This morning, Speaker of the House Paul Ryan, R-Janesville, catapulted himself to the top of news circuit when he, once again, slammed the door in the face of Republican nominee Donald Trump.
Every small battle of their arduous feud has garnered a wide spectrum of passionate reactions from Republicans across the country, but perhaps the most popular — at least on campus — is pride. Our Wisconsin hero is a real man, and a real Republican. He won’t stand for Trump’s despicable commentary on women. While GOP senators and lawmakers grit their teeth and defend the nominee, Ryan is too principled, too refined a man to idly stand by. His words make obvious he cares for our wives and our daughters.
But his actions speak louder.
The Trump footage which broke the internet over the weekend is nothing short of filth. For women, it is physically and mentally disturbing to sit through, but not because it’s the first time we’ve encountered such grotesque language — quite the opposite. Trump’s words are nothing but an echo of the men shouting from car windows and street corners as we walk home, keys gripped between our knuckles. For some women, these words reverberate on repeat in their minds when they are consumed with memory of the worst night of their life.
We do need to make America great again — let’s start by not electing a misogynist as president
This “locker room talk” does not exist in a bubble. It finds basis in centuries of sexism, oppressive gender roles, patriarchy and objectification. And it finds power in dozens and dozens of laws which perpetuate gender inequality and hold up the pillars of a system which disadvantage women at nearly every political, social and economic level.
A system which Paul Ryan has a prolonged, consistent and embarrassing history of reinforcing.
Fierce opposition to abortion, unfortunately, is the tip of an enormous, misogynistic iceberg. In 2011, Ryan cosponsored a bill banning Medicaid from funding abortions even in the case of rape and incest. In the same year, he cast a vote in favor of the Protect Life Act — otherwise known as the “Let Women Die Bill” — which would have given hospitals permission to deny women abortions, or any care whatsoever, whether or not childbirth put their life at risk, eliminating the standing requirement that a hospital must stabilize the woman at minimum before transferring her to a hospital which will complete the abortion.
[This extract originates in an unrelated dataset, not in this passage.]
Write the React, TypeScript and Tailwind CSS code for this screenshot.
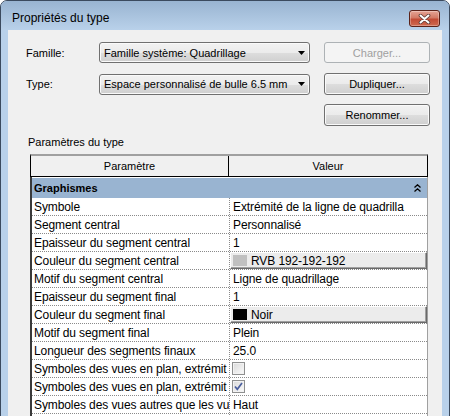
import React from 'react';

type Row = { p: string; v?: string; color?: string; check?: boolean };

const rows: Row[] = [
  { p: 'Symbole', v: 'Extrémité de la ligne de quadrilla' },
  { p: 'Segment central', v: 'Personnalisé' },
  { p: 'Epaisseur du segment central', v: '1' },
  { p: 'Couleur du segment central', color: '#c0c0c0', v: 'RVB 192-192-192' },
  { p: 'Motif du segment central', v: 'Ligne de quadrillage' },
  { p: 'Epaisseur du segment final', v: '1' },
  { p: 'Couleur du segment final', color: '#000000', v: 'Noir' },
  { p: 'Motif du segment final', v: 'Plein' },
  { p: 'Longueur des segments finaux', v: '25.0' },
  { p: 'Symboles des vues en plan, extrémit', check: false },
  { p: 'Symboles des vues en plan, extrémit', check: true },
  { p: 'Symboles des vues autres que les vu', v: 'Haut' },
  { p: '', v: '' },
];

function Arrow() {
  return (
    <svg width="7" height="4" viewBox="0 0 7 4" className="shrink-0">
      <path d="M0 0H7L3.5 4Z" fill="#000" />
    </svg>
  );
}

function Combo({ text }: { text: string }) {
  return (
    <div className="w-[211px] h-[21px] flex items-center justify-between pl-[4px] pr-[4px] border border-[#707070] rounded-[3px] bg-[linear-gradient(to_bottom,#f2f2f2_0%,#ebebeb_50%,#dddddd_51%,#cfcfcf_100%)] shadow-[inset_0_0_0_1px_#fafafa]">
      <span className="whitespace-nowrap text-black">{text}</span>
      <Arrow />
    </div>
  );
}

function Button({ text, disabled, h }: { text: string; disabled?: boolean; h: string }) {
  if (disabled) {
    return (
      <div className={`w-[106px] ${h} flex items-center justify-center border border-[#adb2b5] rounded-[3px] bg-[#f4f4f4] text-[#a0a0a0]`}>
        {text}
      </div>
    );
  }
  return (
    <div className={`w-[106px] ${h} flex items-center justify-center border border-[#707070] rounded-[3px] bg-[linear-gradient(to_bottom,#f2f2f2_0%,#ebebeb_50%,#dddddd_51%,#cfcfcf_100%)] shadow-[inset_0_0_0_1px_#fafafa] text-black`}>
      {text}
    </div>
  );
}

function CheckBox({ checked }: { checked: boolean }) {
  return (
    <div className="w-[13px] h-[13px] border border-[#8e8f8f] bg-[linear-gradient(135deg,#dadada,#fbfbfb)] shadow-[inset_0_0_0_1px_#f2f2f2] flex items-center justify-center">
      {checked && (
        <svg width="11" height="11" viewBox="0 0 11 11">
          <path d="M2 5.5L4.3 8.3L9 2" stroke="#4b5f9e" strokeWidth="1.7" fill="none" />
        </svg>
      )}
    </div>
  );
}

function CloseButton() {
  return (
    <div className="w-[31px] h-[17px] rounded-[3px] border border-[#5b2219] bg-[linear-gradient(to_bottom,#e5a495_0%,#d37a66_45%,#c24b35_55%,#cf6a50_100%)] shadow-[inset_0_0_0_1px_rgba(255,255,255,0.3)] flex items-center justify-center">
      <svg width="13" height="10" viewBox="0 0 13 10">
        <path d="M2.5 1.5L10.5 8.5M10.5 1.5L2.5 8.5" stroke="#5a3a36" strokeWidth="3.6" strokeLinecap="round" />
        <path d="M2.5 1.5L10.5 8.5M10.5 1.5L2.5 8.5" stroke="#ffffff" strokeWidth="2" strokeLinecap="round" />
      </svg>
    </div>
  );
}

function Chevrons() {
  return (
    <svg width="7" height="8" viewBox="0 0 7 8">
      <path d="M0.5 3.5L3.5 0.8L6.5 3.5M0.5 7.5L3.5 4.8L6.5 7.5" stroke="#000" strokeWidth="1.3" fill="none" />
    </svg>
  );
}

export default function App() {
  return (
    <div className="w-[450px] h-[416px] overflow-hidden bg-white [font-family:'Liberation_Sans',Arial,sans-serif] text-[11px] leading-[14px]">
      <div className="w-[450px] h-[440px] rounded-t-[7px] border border-[#3b4a5e] bg-[#b9d1ea] flex flex-col">
        {/* Title bar */}
        <div className="h-[29px] shrink-0 rounded-t-[6px] bg-[linear-gradient(to_bottom,#99b4d1,#b9d1ea)] flex items-start justify-between pl-[11px] pr-[9px] pt-[9px]">
          <span className="text-[12px] leading-[17px] text-black">Propriétés du type</span>
          <CloseButton />
        </div>
        {/* Content */}
        <div className="flex-1 mx-[7px] bg-[#f0f0f0] flex flex-col pt-[12px]">
          <div className="flex items-center pl-[18px]">
            <span className="w-[73px]">Famille:</span>
            <Combo text="Famille système: Quadrillage" />
            <div className="ml-[14px]">
              <Button text="Charger..." disabled h="h-[21px]" />
            </div>
          </div>
          <div className="flex items-center pl-[18px] mt-[10px]">
            <span className="w-[73px]">Type:</span>
            <div className="h-[22px] flex items-center">
              <Combo text="Espace personnalisé de bulle 6.5 mm" />
            </div>
            <div className="ml-[14px]">
              <Button text="Dupliquer..." h="h-[22px]" />
            </div>
          </div>
          <div className="flex pl-[316px] mt-[9px]">
            <Button text="Renommer..." h="h-[22px]" />
          </div>
          <div className="pl-[20px] mt-[9px]">Paramètres du type</div>

          {/* Table */}
          <div className="ml-[22px] mt-[5px] w-[398px] flex flex-col">
            <div className="h-[23px] flex border-t-2 border-t-[#a0a0a0] border-l border-r border-b border-l-black border-r-black border-b-black bg-[#f0f0f0]">
              <div className="w-[198px] border-r border-black flex items-center justify-center">Paramètre</div>
              <div className="flex-1 flex items-center justify-center">Valeur</div>
            </div>
            <div className="bg-white border-l-2 border-l-[#3a3a3a] border-r border-r-[#a0a0a0] pt-px flex flex-col">
              <div className="h-[20px] bg-[#99b4d1] flex items-center justify-between pl-[2px] pr-[6px]">
                <span className="font-bold">Graphismes</span>
                <Chevrons />
              </div>
              {rows.map((r, i) => (
                <div key={i} className="h-[18px] flex border-b border-dotted border-b-[#8a8a8a] text-[12px] tracking-[-0.1px]">
                  <div className="w-[198px] shrink-0 border-r border-dotted border-r-[#8a8a8a] pl-[2px] flex items-center overflow-hidden whitespace-nowrap">
                    {r.p}
                  </div>
                  <div className="flex-1 min-w-0 flex items-center overflow-hidden whitespace-nowrap">
                    {r.color ? (
                      <div className="w-full h-[17px] flex items-center bg-[#ececec] border-t border-l border-t-white border-l-white border-b border-r border-b-[#6a6a6a] border-r-[#6a6a6a] shadow-[inset_-1px_-1px_0_#a0a0a0] pl-[2px]">
                        <span className="w-[14px] h-[11px] shrink-0" style={{ backgroundColor: r.color }} />
                        <span className="ml-[4px]">{r.v}</span>
                      </div>
                    ) : r.check !== undefined ? (
                      <div className="pl-[2px]">
                        <CheckBox checked={r.check} />
                      </div>
                    ) : (
                      <span className="pl-[3px]">{r.v}</span>
                    )}
                  </div>
                </div>
              ))}
            </div>
          </div>
        </div>
      </div>
    </div>
  );
}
Wisconsin now has only two Planned Parenthood abortion clinics
Being pro-life is one thing. Prioritizing the life of a fetus over a woman who was drugged, raped or at risk of death, or all three, is another.
When President Obama signed into law the Lilly Ledbetter Fair Pay Act in 2009 — legislation which grants women the right to challenge their employers when they are not granted equal pay — Ryan stood his ground in the pit of opposition. He vehemently opposed Title X funding for family planning geared towards low-income patients, repeatedly attacked social services which serve women and refuses to support paid family leave.
On the LBGTQ rights front, Ryan is disgraceful. He has been voting to ban gay adoption since 1999 — nearly 20 years — and in 2012 voted against the creation of hate crime laws covering bias incidents aimed at the gay community. I could go on, but do I need to?
And after all of this, Ryan suddenly cannot defend a womanizer?
You can’t vote for dozens upon dozens of social policies which disadvantage women, strip them of their rights, silence their cries and reinforce a culture of heteronormative patriarchy and then immediately feign dismay that men are using repulsive, derogatory language to objectify them as though they are red meat. It’s the height of hypocrisy. It’s the cause and effect of repressive legislation.
The reality is that every sentence which escaped Trump’s mouth in 2005 has been repeated hundreds of thousands of times since. Many of us know this is wrong. Many of us speak out against it in every space we can. But not many of us are in any position to stand on the House floor and sign into law durable, tangible change.
Paul Ryan is. But he has expended decades’ worth of blood, sweat and tears fighting to ensure every single archaic piece of law stays exactly the same, bulletproof, down to the letter.
Of course Ryan mustered up the courage to “not condone” this latest development in the ever-thickening plot of the national embarrassment that is the Donald Trump bid for presidency. But ultimately, that courage won’t stop him from sliding just one day closer to penciling in just one more ballot which will weigh on the shoulders of American women, as he has done so many times before.
Donald Trump believes he has the right to exert control over my body and has proven it with his words. Paul Ryan has proven it with his career.
Thank you, Mr. Ryan, for standing up for women. Next time, vote for us.
Yusra Murad ([email protected]) is a junior majoring in psychology with certificates in business and global health.